Observe changes in a text?

100 Views Asked by At

I have the following problem. I changed some parts of a online articel.
Afterwards, other people start editing this online articel.

Now I'm trying program a code with python that identify, if the guys after me, changed something (and how much, measured in added/deleted characters) in the part I changed.

For expample: The Text was: Hello Wolrd! What happend today? Goodbye I changed the Text to: Hello Wolrd! What happend today? Today I wrote an exam. Goodbye The Guy after me edited: Hello Wolrd! What happend today? Today I wrote a math exam. Goodbye

Now, the code should identify, that she changed "n math" and give me out how much percentage of my edit she changed. In this case: About 20 %.

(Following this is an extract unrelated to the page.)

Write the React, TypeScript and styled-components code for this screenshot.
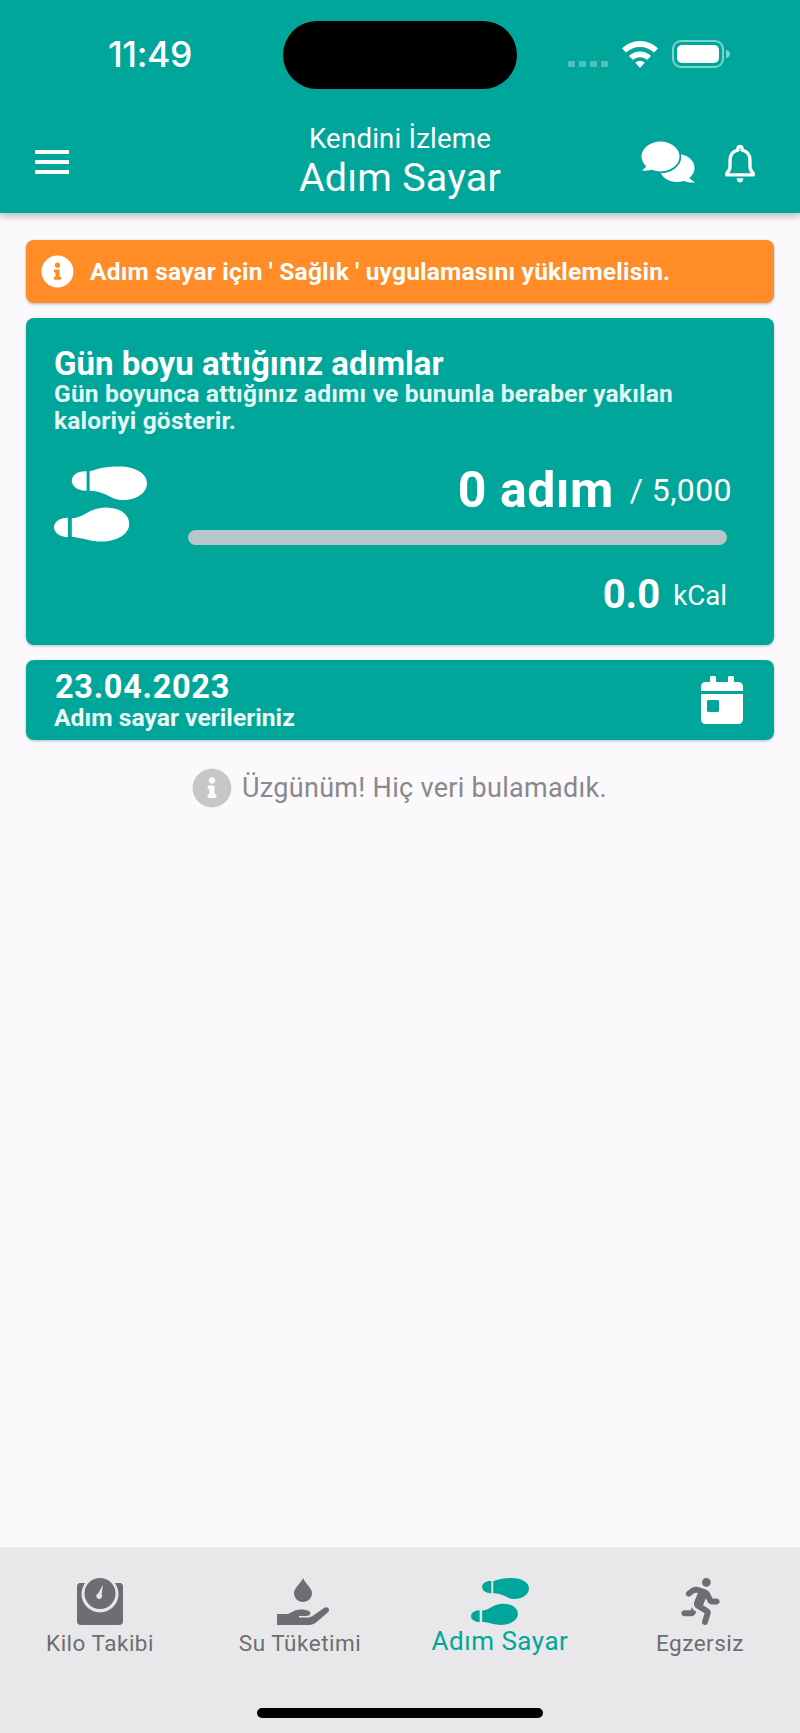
import React from "react";
import styled, { createGlobalStyle } from "styled-components";
import { FaCalendarDay, FaInfoCircle, FaRunning } from "react-icons/fa";

const Global = createGlobalStyle`
  html, body { margin: 0; padding: 0; background: #fbf9fc; }
  body { font-family: Roboto, "Liberation Sans", sans-serif; }
  * { box-sizing: border-box; }
`;

const teal = "#01a69a";

const Page = styled.div`
  width: 800px;
  height: 1733px;
  display: flex;
  flex-direction: column;
  background: #fbf9fc;
  overflow: hidden;
`;

const Header = styled.header`
  height: 213px;
  flex: none;
  background: ${teal};
  box-shadow: 0 3px 8px rgba(0, 0, 0, 0.28);
  display: flex;
  flex-direction: column;
  color: #fff;
`;

const StatusBar = styled.div`
  height: 110px;
  flex: none;
  padding: 21px 70px 0 108px;
  display: flex;
  align-items: flex-start;
`;

const Time = styled.div`
  width: 175px;
  height: 68px;
  flex: none;
  font-family: Inter, Roboto, sans-serif;
  font-size: 35.5px;
  font-weight: 500;
  line-height: 68px;
  letter-spacing: -0.4px;
`;

const Island = styled.div`
  width: 234px;
  height: 68px;
  flex: none;
  background: #000;
  border-radius: 34px;
`;

const StatusIcons = styled.div`
  display: flex;
  align-items: flex-end;
  margin-left: 51px;
  padding-top: 19px;
`;

const SignalDots = styled.div`
  display: flex;
  gap: 4px;
  margin-right: 14px;
  margin-bottom: 1px;
`;

const SignalDot = styled.span`
  width: 7px;
  height: 6px;
  background: rgba(255, 255, 255, 0.3);
  border-radius: 1px;
`;

const NavBar = styled.div`
  flex: 1;
  display: grid;
  grid-template-columns: 1fr auto 1fr;
  align-items: start;
  padding: 0 44px;
`;

const MenuButton = styled.div`
  width: 34px;
  margin: 40px 0 0 -9px;
  display: flex;
  flex-direction: column;
  gap: 6.5px;
`;

const MenuLine = styled.span`
  height: 3.5px;
  background: #fff;
  display: block;
`;

const Titles = styled.div`
  display: flex;
  flex-direction: column;
  align-items: center;
  padding-top: 13px;
`;

const SubTitle = styled.div`
  font-size: 27.6px;
  line-height: 32px;
  letter-spacing: 0.2px;
`;

const MainTitle = styled.div`
  font-size: 39.5px;
  line-height: 46px;
  letter-spacing: 0.2px;
`;

const NavActions = styled.div`
  display: flex;
  justify-content: flex-end;
  align-items: flex-end;
  gap: 29px;
  margin-top: 31px;
`;

const Content = styled.main`
  flex: 1;
  display: flex;
  flex-direction: column;
  padding: 27px 26px 0;
`;

const Alert = styled.div`
  height: 63px;
  background: #ff8c26;
  border-radius: 8px;
  box-shadow: 0 1px 3px rgba(0, 0, 0, 0.3);
  display: flex;
  align-items: center;
  gap: 16px;
  padding: 0 15px;
  color: #fff;
  font-size: 24.5px;
  font-weight: 700;
  letter-spacing: 0.2px;
`;

const Card = styled.section`
  background: ${teal};
  border-radius: 8px;
  box-shadow: 0 1px 3px rgba(0, 0, 0, 0.25);
  color: #fff;
`;

const StepsCard = styled(Card)`
  height: 327px;
  margin-top: 15px;
  padding: 29px 29px 0 28px;
`;

const CardTitle = styled.h2`
  margin: 0;
  font-size: 33px;
  line-height: 33px;
  font-weight: 700;
`;

const CardText = styled.p`
  margin: 0;
  font-size: 24.5px;
  line-height: 27px;
  font-weight: 700;
  letter-spacing: 0.2px;
  color: #e4f6f4;
`;

const StepsRow = styled.div`
  display: flex;
  margin-top: 28px;
`;

const FeetSlot = styled.div`
  width: 134px;
  flex: none;
  padding-top: 4px;
`;

const StepsInfo = styled.div`
  flex: 1;
  display: flex;
  flex-direction: column;
  align-items: stretch;
  padding-right: 18px;
`;

const StepsLine = styled.div`
  display: flex;
  justify-content: flex-end;
  align-items: center;
  margin-right: -5px;
  height: 56px;
`;

const StepsValue = styled.span`
  font-size: 50px;
  line-height: 56px;
  font-weight: 700;
  letter-spacing: 0.5px;
`;

const StepsGoal = styled.span`
  font-size: 32px;
  margin-left: 16px;
  letter-spacing: 0.4px;
`;

const Bar = styled.div`
  height: 15px;
  margin-top: 12px;
  border-radius: 8px;
  background: #b5c7c9;
`;

const CalLine = styled.div`
  display: flex;
  justify-content: flex-end;
  align-items: center;
  margin-top: 28px;
`;

const CalValue = styled.span`
  font-size: 40px;
  line-height: 44px;
  font-weight: 700;
`;

const CalUnit = styled.span`
  font-size: 27.7px;
  margin-left: 13px;
`;

const DateCard = styled(Card)`
  height: 80px;
  margin-top: 15px;
  padding: 10px 28px 0 29px;
  display: flex;
  justify-content: space-between;
`;

const DateText = styled.div`
  display: flex;
  flex-direction: column;
`;

const DateValue = styled.div`
  font-size: 32.5px;
  line-height: 34px;
  font-weight: 700;
  letter-spacing: 0.7px;
`;

const DateLabel = styled.div`
  font-size: 24.7px;
  line-height: 28px;
  font-weight: 700;
  color: #ecf9f7;
  margin-left: -1px;
`;

const Empty = styled.div`
  display: flex;
  justify-content: center;
  align-items: center;
  gap: 10px;
  margin-top: 28px;
  font-size: 27px;
  line-height: 40px;
  color: #8a888d;
  padding-right: 1px;
  letter-spacing: 0.3px;
`;

const TabBar = styled.nav`
  height: 186px;
  flex: none;
  background: #e8e8ea;
  display: flex;
  flex-direction: column;
  align-items: center;
`;

const Tabs = styled.div`
  width: 100%;
  height: 161px;
  display: grid;
  grid-template-columns: 200px 200px 200px 200px;
  padding-top: 31px;
`;

const Tab = styled.div<{ $active?: boolean }>`
  display: flex;
  flex-direction: column;
  align-items: center;
  color: ${(p) => (p.$active ? teal : "#6e6d71")};
`;

const TabIconSlot = styled.div`
  height: 47px;
  display: flex;
  align-items: center;
  justify-content: center;
`;

const TabLabel = styled.span<{ $active?: boolean }>`
  font-size: ${(p) => (p.$active ? "26px" : "22.5px")};
  line-height: 30px;
  margin-top: ${(p) => (p.$active ? "1px" : "3px")};
  letter-spacing: 0.5px;
`;

const HomeIndicator = styled.div`
  width: 286px;
  height: 10px;
  background: #000;
  border-radius: 5px;
`;

const Feet = ({ width, height }: { width: number; height: number }) => (
  <svg width={width} height={height} viewBox="0 0 94 76" fill="currentColor">
    <path d="M33 5V24.5C24 25 18 20 18 14.5C18 9 24 4.5 33 5Z" />
    <path d="M36 5C44 2 54 0 66 0C82 0 94 7 94 17C94 27 83 34 70 34C60 34 54 28 46 26C42 25 39 24.5 36 24.5Z" />
    <path d="M14 52V71.5C6 71.5 0 67 0 61.5C0 56 6 52 14 52Z" />
    <path d="M18 52.5C27 52 32 47 38 44.5C43 42.5 48 41.5 52 41.5C66 41.5 76 48 76 58C76 69 63 76 48 76C38 76 28 72 18 71Z" />
  </svg>
);

const ScaleIcon = () => (
  <svg width="46" height="47" viewBox="0 0 46 47">
    <rect x="0" y="5" width="46" height="42" rx="4" fill="currentColor" />
    <circle cx="23" cy="16" r="18.5" fill="#e8e8ea" />
    <path d="M0 9C0 6 2 5 4 5H7C4 9 2.5 12 2.5 16C2.5 22 5 27 9 31V33H0Z" fill="currentColor" />
    <path d="M46 9C46 6 44 5 42 5H39C42 9 43.5 12 43.5 16C43.5 22 41 27 37 31V33H46Z" fill="currentColor" />
    <path d="M4 30C9 36 16 38 23 38C30 38 37 36 42 30V36H4Z" fill="currentColor" />
    <circle cx="23" cy="15.5" r="15.5" fill="currentColor" />
    <path d="M26 7L24.6 16.8A2.8 2.8 0 1 1 21 15.6Z" fill="#e8e8ea" />
  </svg>
);

const HandDropIcon = () => (
  <svg width="52" height="47" viewBox="0 0 52 47" fill="currentColor" style={{ marginLeft: 5 }}>
    <path d="M26 0C28 5 35 10 35 15C35 20 31 24 26 24C21 24 17 20 17 15C17 10 24 5 26 0Z" />
    <path d="M0 36H11L18 32.5C21 31 27 31 31 32.5C33 33.2 34 35 33 36.5C32 38 30 38 27 38H22V39.5H31C33 39.5 35 38.5 37 37L47 30C49 28.7 51 29.3 52 31C52.5 32.5 52 33.5 50.5 34.7L39 44.5C37 46 35 47 32 47H0Z" />
  </svg>
);

const ChatIcon = () => (
  <svg width="54" height="42" viewBox="0 0 54 42" fill="#fff">
    <ellipse cx="36" cy="27" rx="17.5" ry="14" />
    <path d="M44 34L54 41.5C49 42 44 41 40 38Z" />
    <ellipse cx="19.5" cy="15.5" rx="19.5" ry="15.5" stroke={teal} strokeWidth="2.5" />
    <ellipse cx="19.5" cy="15.5" rx="19" ry="15" />
    <path d="M7 24L1 29.5C6 30 11 29 15 27Z" />
  </svg>
);

const BellIcon = () => (
  <svg width="32" height="38" viewBox="0 0 32 40" fill="none" stroke="#fff">
    <path d="M16 1.5a2.2 2.2 0 0 1 2.2 2.2V5.4C23.5 6.5 26.5 10.6 26.5 16V23C26.5 26 28 28 30 30.2V31.5H2V30.2C4 28 5.5 26 5.5 23V16C5.5 10.6 8.5 6.5 13.8 5.4V3.7A2.2 2.2 0 0 1 16 1.5Z" strokeWidth="3.5" strokeLinejoin="round" />
    <path d="M12.5 35H19.5C19.5 37.5 18 39.5 16 39.5C14 39.5 12.5 37.5 12.5 35Z" fill="#fff" stroke="none" />
  </svg>
);

const WifiIcon = () => (
  <svg width="36" height="27" viewBox="0 0 36 27" fill="#fff" style={{ marginRight: 14 }}>
    <path d="M18 0C25 0 31 2.8 36 7.5L32 11.5C28 8 23.5 6 18 6C12.5 6 8 8 4 11.5L0 7.5C5 2.8 11 0 18 0Z" />
    <path d="M18 10.5C22.5 10.5 26 12 29 15L25 19C23 17.2 20.8 16.2 18 16.2C15.2 16.2 13 17.2 11 19L7 15C10 12 13.5 10.5 18 10.5Z" />
    <path d="M18 20C20 20 21.5 20.6 22.8 21.8L18 27L13.2 21.8C14.5 20.6 16 20 18 20Z" />
  </svg>
);

const BatteryIcon = () => (
  <svg width="58" height="28" viewBox="0 0 58 28">
    <rect x="1" y="1" width="50" height="26" rx="8" fill="none" stroke="#7fd3cd" strokeWidth="2" />
    <rect x="5" y="5" width="42" height="18" rx="5" fill="#fff" />
    <path d="M54 10C56.5 10.5 58 12 58 14C58 16 56.5 17.5 54 18Z" fill="#7fd3cd" />
  </svg>
);

const tabs = [
  { label: "Kilo Takibi", icon: <ScaleIcon /> },
  { label: "Su Tüketimi", icon: <HandDropIcon /> },
  { label: "Adım Sayar", icon: <Feet width={58} height={47} />, active: true },
  { label: "Egzersiz", icon: <FaRunning size={47} /> },
];

export default function App() {
  return (
    <Page>
      <Global />
      <Header>
        <StatusBar>
          <Time>11:49</Time>
          <Island />
          <StatusIcons>
            <SignalDots>
              <SignalDot />
              <SignalDot />
              <SignalDot />
              <SignalDot />
            </SignalDots>
            <WifiIcon />
            <BatteryIcon />
          </StatusIcons>
        </StatusBar>
        <NavBar>
          <MenuButton>
            <MenuLine />
            <MenuLine />
            <MenuLine />
          </MenuButton>
          <Titles>
            <SubTitle>Kendini İzleme</SubTitle>
            <MainTitle>Adım Sayar</MainTitle>
          </Titles>
          <NavActions>
            <ChatIcon />
            <BellIcon />
          </NavActions>
        </NavBar>
      </Header>
      <Content>
        <Alert>
          <FaInfoCircle size={33} color="#fff" />
          <span>Adım sayar için ' Sağlık ' uygulamasını yüklemelisin.</span>
        </Alert>
        <StepsCard>
          <CardTitle>Gün boyu attığınız adımlar</CardTitle>
          <CardText>Gün boyunca attığınız adımı ve bununla beraber yakılan kaloriyi gösterir.</CardText>
          <StepsRow>
            <FeetSlot>
              <Feet width={93} height={76} />
            </FeetSlot>
            <StepsInfo>
              <StepsLine>
                <StepsValue>0 adım</StepsValue>
                <StepsGoal>/ 5,000</StepsGoal>
              </StepsLine>
              <Bar />
              <CalLine>
                <CalValue>0.0</CalValue>
                <CalUnit>kCal</CalUnit>
              </CalLine>
            </StepsInfo>
          </StepsRow>
        </StepsCard>
        <DateCard>
          <DateText>
            <DateValue>23.04.2023</DateValue>
            <DateLabel>Adım sayar verileriniz</DateLabel>
          </DateText>
          <FaCalendarDay size={48} color="#fff" style={{ marginTop: 6 }} />
        </DateCard>
        <Empty>
          <FaInfoCircle size={40} color="#c7c6c9" />
          <span>Üzgünüm! Hiç veri bulamadık.</span>
        </Empty>
      </Content>
      <TabBar>
        <Tabs>
          {tabs.map((t) => (
            <Tab key={t.label} $active={t.active}>
              <TabIconSlot>{t.icon}</TabIconSlot>
              <TabLabel $active={t.active}>{t.label}</TabLabel>
            </Tab>
          ))}
        </Tabs>
        <HomeIndicator />
      </TabBar>
    </Page>
  );
}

I start using "difflib", but now I'm figured out that the code makes no sense. My code did the following: With difflib, I figured out the places in the text I changed. @@ -1,4 +1,4 @@
Afterwards, I checked the lines the guy after me changed in the same way. @@ -1,6 +1,6 @@ . After this, I compared, if lines are the same (+ value equal - value). But now, I figured out, that this does not work out. If the guy after me start editing in the middel of my changed part.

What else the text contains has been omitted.